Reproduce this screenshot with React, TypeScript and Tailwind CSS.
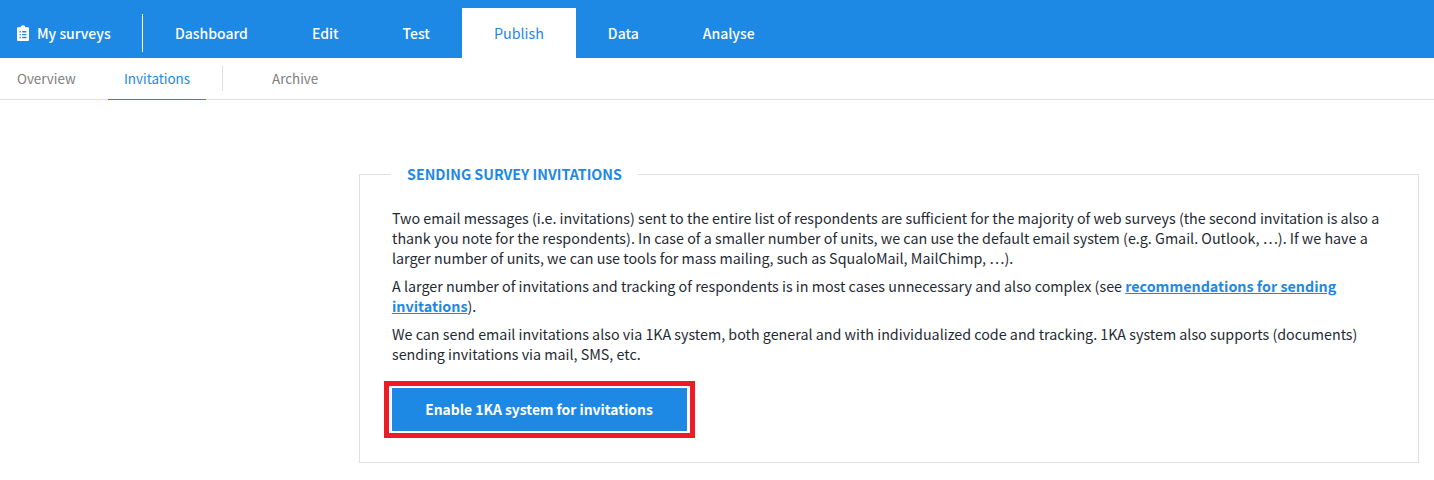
import React from 'react';

const font = 'font-["Noto_Sans_CJK_SC","Noto_Sans",sans-serif]';

const tabs = ['Dashboard', 'Edit', 'Test', 'Publish', 'Data', 'Analyse'];

const App = () => {
  return (
    <div className={`${font} w-[1434px] h-[480px] bg-white overflow-hidden text-[14.31px] leading-5 text-[#1f2a33]`}>
      {/* Top navigation */}
      <div className="h-[58px] bg-[#1e88e5] flex items-end text-white">
        <div className="h-[52px] w-[143px] flex items-start pl-[17px] shrink-0 pt-[6px] self-start mt-2">
          <div className="flex items-center gap-[8px] w-[126px] border-r border-white h-[38px] font-medium text-[14px]">
            <svg width="12" height="16" viewBox="0 0 14 17" preserveAspectRatio="none" className="shrink-0 -mt-px">
              <path
                fill="#fff"
                fillRule="evenodd"
                d="M1 2.5h3.2C4.4 1.2 5.5.3 7 .3s2.6.9 2.8 2.2H13a1 1 0 0 1 1 1V16a1 1 0 0 1-1 1H1a1 1 0 0 1-1-1V3.500a1 1 0 0 1 1-1ZM3 6.500v1.500h1.500V6.500ZM6 6.500v1.500h5V6.500ZM3 9.500v1.500h1.500V9.500ZM6 9.500v1.500h5V9.500ZM3 12.500v1.500h1.500V12.500ZM6 12.500v1.500h5V12.500Z"
              />
            </svg>
            <span className="whitespace-nowrap">My surveys</span>
          </div>
        </div>
        <div className="flex h-[50px]">
          {tabs.map((t) => (
            <div
              key={t}
              className={
                t === 'Publish'
                  ? 'px-8 flex items-center bg-white text-[#1e88e5]'
                  : 'px-8 flex items-center font-medium text-[14px]'
              }
            >
              {t}
            </div>
          ))}
        </div>
      </div>

      {/* Sub navigation */}
      <div className="h-[42px] border-b border-[#e0e0e0] flex text-[#7d7d7d] text-[13.4px]">
        <div className="pl-[17px] pb-px w-[108px] flex items-center">Overview</div>
        <div className="flex items-center pb-px text-[#1e88e5] border-b border-[#1e88e5] h-[42px] w-[98px] justify-center">Invitations</div>
        <div className="w-px h-[25px] bg-[#e0e0e0] mt-2 ml-4"></div>
        <div className="pl-[49px] pb-px flex items-center">Archive</div>
      </div>

      {/* Content */}
      <div className="pt-[64px] pl-[359px]">
        <fieldset className="w-[1060px] h-[299px] border border-[#e0e0e0] px-8">
          <legend className="px-4 font-semibold text-[#1e88e5] text-[14.25px] leading-5 -ml-px">
            SENDING SURVEY INVITATIONS
          </legend>
          <p className="mt-[24px] mb-2">
            Two email messages (i.e. invitations) sent to the entire list of respondents are sufficient for the majority of web surveys (the second invitation is also a thank you note for the respondents). In case of a smaller number of units, we can use the default email system (e.g. Gmail. Outlook, …). If we have a larger number of units, we can use tools for mass mailing, such as SqualoMail, MailChimp, …).
          </p>
          <p className="mb-2">
            A larger number of invitations and tracking of respondents is in most cases unnecessary and also complex (see{' '}
            <a className="font-bold text-[#1e88e5] underline">recommendations for sending invitations</a>).
          </p>
          <p>
            We can send email invitations also via 1KA system, both general and with individualized code and tracking. 1KA system also supports (documents) sending invitations via mail, SMS, etc.
          </p>
          <div className="mt-[17px] -ml-2 w-[311px] h-[57px] border-[5px] border-[#ed1c24] px-[3px] py-[2px]">
            <button className="w-full h-full pb-[2px] pr-[1px] bg-[#1e88e5] text-white font-bold text-[13.9px]">
              Enable 1KA system for invitations
            </button>
          </div>
        </fieldset>
      </div>
    </div>
  );
};

export default App;
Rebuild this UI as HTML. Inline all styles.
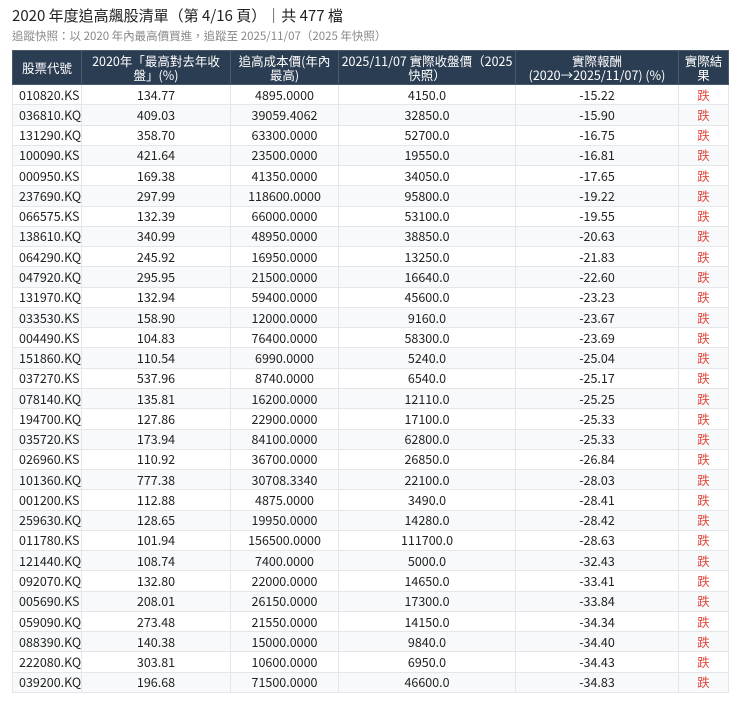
<!DOCTYPE html>
<html><head><meta charset="utf-8"><style>
body{margin:0;background:#fff;font-family:"Noto Sans CJK TC","Liberation Sans",sans-serif;color:#222;}
.t{position:absolute;left:12px;top:6px;font-size:15px;line-height:20px;color:#222;}
.s{position:absolute;left:12px;top:28px;font-size:11.5px;line-height:16px;color:#888;}
table{position:absolute;left:12px;top:50px;width:716px;border-collapse:collapse;table-layout:fixed;font-size:12.5px;}
th{background:#2b3d52;color:#fff;font-weight:normal;height:33px;line-height:14px;padding:0 5px;border:1px solid #4a5a6c;font-size:12.5px;}
th.n{padding:0 1px;}
td{height:20.27px;padding:0 6px;border:1px solid #e4e6e9;text-align:center;line-height:18px;white-space:nowrap;box-sizing:border-box;}
td:first-child{text-align:left;}
tr:nth-child(even) td{background:#f8f9fa;}
td.r{color:#e04a3f;}
</style></head><body>
<div class="t">2020 年度追高飆股清單（第 4/16 頁）｜共 477 檔</div>
<div class="s">追蹤快照：以 2020 年內最高價買進，追蹤至 2025/11/07（2025 年快照）</div>
<table>
<colgroup><col style="width:69px"><col style="width:149px"><col style="width:108px"><col style="width:177px"><col style="width:163px"><col style="width:50px"></colgroup>
<thead><tr><th>股票代號</th><th>2020年「最高對去年收盤」(%)</th><th>追高成本價(年內<br>最高)</th><th class="n">2025/11/07&nbsp;實際收盤價（2025快照）</th><th class="n">實際報酬<br>(2020→2025/11/07) (%)</th><th class="n">實際結果</th></tr></thead>
<tbody>
<tr><td>010820.KS</td><td>134.77</td><td>4895.0000</td><td>4150.0</td><td>-15.22</td><td class="r">跌</td></tr>
<tr><td>036810.KQ</td><td>409.03</td><td>39059.4062</td><td>32850.0</td><td>-15.90</td><td class="r">跌</td></tr>
<tr><td>131290.KQ</td><td>358.70</td><td>63300.0000</td><td>52700.0</td><td>-16.75</td><td class="r">跌</td></tr>
<tr><td>100090.KS</td><td>421.64</td><td>23500.0000</td><td>19550.0</td><td>-16.81</td><td class="r">跌</td></tr>
<tr><td>000950.KS</td><td>169.38</td><td>41350.0000</td><td>34050.0</td><td>-17.65</td><td class="r">跌</td></tr>
<tr><td>237690.KQ</td><td>297.99</td><td>118600.0000</td><td>95800.0</td><td>-19.22</td><td class="r">跌</td></tr>
<tr><td>066575.KS</td><td>132.39</td><td>66000.0000</td><td>53100.0</td><td>-19.55</td><td class="r">跌</td></tr>
<tr><td>138610.KQ</td><td>340.99</td><td>48950.0000</td><td>38850.0</td><td>-20.63</td><td class="r">跌</td></tr>
<tr><td>064290.KQ</td><td>245.92</td><td>16950.0000</td><td>13250.0</td><td>-21.83</td><td class="r">跌</td></tr>
<tr><td>047920.KQ</td><td>295.95</td><td>21500.0000</td><td>16640.0</td><td>-22.60</td><td class="r">跌</td></tr>
<tr><td>131970.KQ</td><td>132.94</td><td>59400.0000</td><td>45600.0</td><td>-23.23</td><td class="r">跌</td></tr>
<tr><td>033530.KS</td><td>158.90</td><td>12000.0000</td><td>9160.0</td><td>-23.67</td><td class="r">跌</td></tr>
<tr><td>004490.KS</td><td>104.83</td><td>76400.0000</td><td>58300.0</td><td>-23.69</td><td class="r">跌</td></tr>
<tr><td>151860.KQ</td><td>110.54</td><td>6990.0000</td><td>5240.0</td><td>-25.04</td><td class="r">跌</td></tr>
<tr><td>037270.KS</td><td>537.96</td><td>8740.0000</td><td>6540.0</td><td>-25.17</td><td class="r">跌</td></tr>
<tr><td>078140.KQ</td><td>135.81</td><td>16200.0000</td><td>12110.0</td><td>-25.25</td><td class="r">跌</td></tr>
<tr><td>194700.KQ</td><td>127.86</td><td>22900.0000</td><td>17100.0</td><td>-25.33</td><td class="r">跌</td></tr>
<tr><td>035720.KS</td><td>173.94</td><td>84100.0000</td><td>62800.0</td><td>-25.33</td><td class="r">跌</td></tr>
<tr><td>026960.KS</td><td>110.92</td><td>36700.0000</td><td>26850.0</td><td>-26.84</td><td class="r">跌</td></tr>
<tr><td>101360.KQ</td><td>777.38</td><td>30708.3340</td><td>22100.0</td><td>-28.03</td><td class="r">跌</td></tr>
<tr><td>001200.KS</td><td>112.88</td><td>4875.0000</td><td>3490.0</td><td>-28.41</td><td class="r">跌</td></tr>
<tr><td>259630.KQ</td><td>128.65</td><td>19950.0000</td><td>14280.0</td><td>-28.42</td><td class="r">跌</td></tr>
<tr><td>011780.KS</td><td>101.94</td><td>156500.0000</td><td>111700.0</td><td>-28.63</td><td class="r">跌</td></tr>
<tr><td>121440.KQ</td><td>108.74</td><td>7400.0000</td><td>5000.0</td><td>-32.43</td><td class="r">跌</td></tr>
<tr><td>092070.KQ</td><td>132.80</td><td>22000.0000</td><td>14650.0</td><td>-33.41</td><td class="r">跌</td></tr>
<tr><td>005690.KS</td><td>208.01</td><td>26150.0000</td><td>17300.0</td><td>-33.84</td><td class="r">跌</td></tr>
<tr><td>059090.KQ</td><td>273.48</td><td>21550.0000</td><td>14150.0</td><td>-34.34</td><td class="r">跌</td></tr>
<tr><td>088390.KQ</td><td>140.38</td><td>15000.0000</td><td>9840.0</td><td>-34.40</td><td class="r">跌</td></tr>
<tr><td>222080.KQ</td><td>303.81</td><td>10600.0000</td><td>6950.0</td><td>-34.43</td><td class="r">跌</td></tr>
<tr><td>039200.KQ</td><td>196.68</td><td>71500.0000</td><td>46600.0</td><td>-34.83</td><td class="r">跌</td></tr>
</tbody></table>
</body></html>
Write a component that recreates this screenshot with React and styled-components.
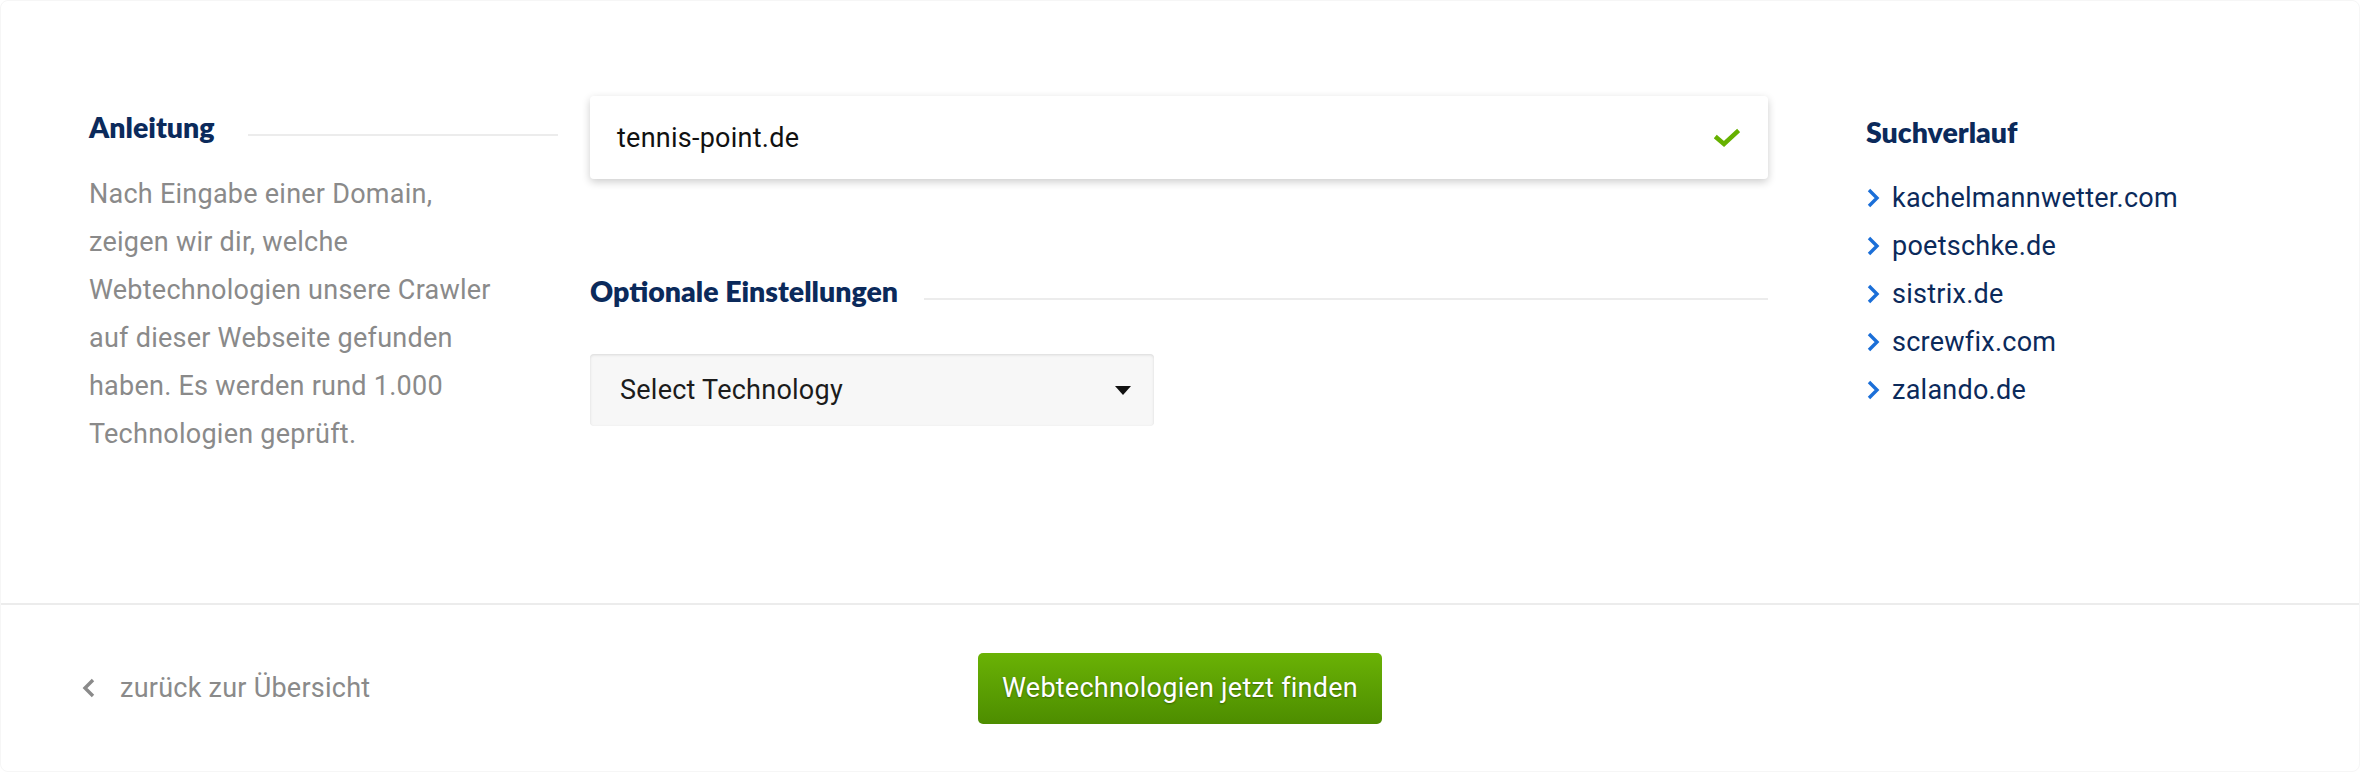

● ● ● ● ●

WHAT TO DO: Take the records from their first line through the line containing "['Dashboard', 'Edit', 'Test', 'Publish', 'Data', 'Analyse'];" and please return exactly those lines, both ends included, minus the pictures.

EXERCISE RESPONSE:
Reproduce this screenshot with React, TypeScript and Tailwind CSS.
import React from 'react';

const font = 'font-["Noto_Sans_CJK_SC","Noto_Sans",sans-serif]';

const tabs = ['Dashboard', 'Edit', 'Test', 'Publish', 'Data', 'Analyse'];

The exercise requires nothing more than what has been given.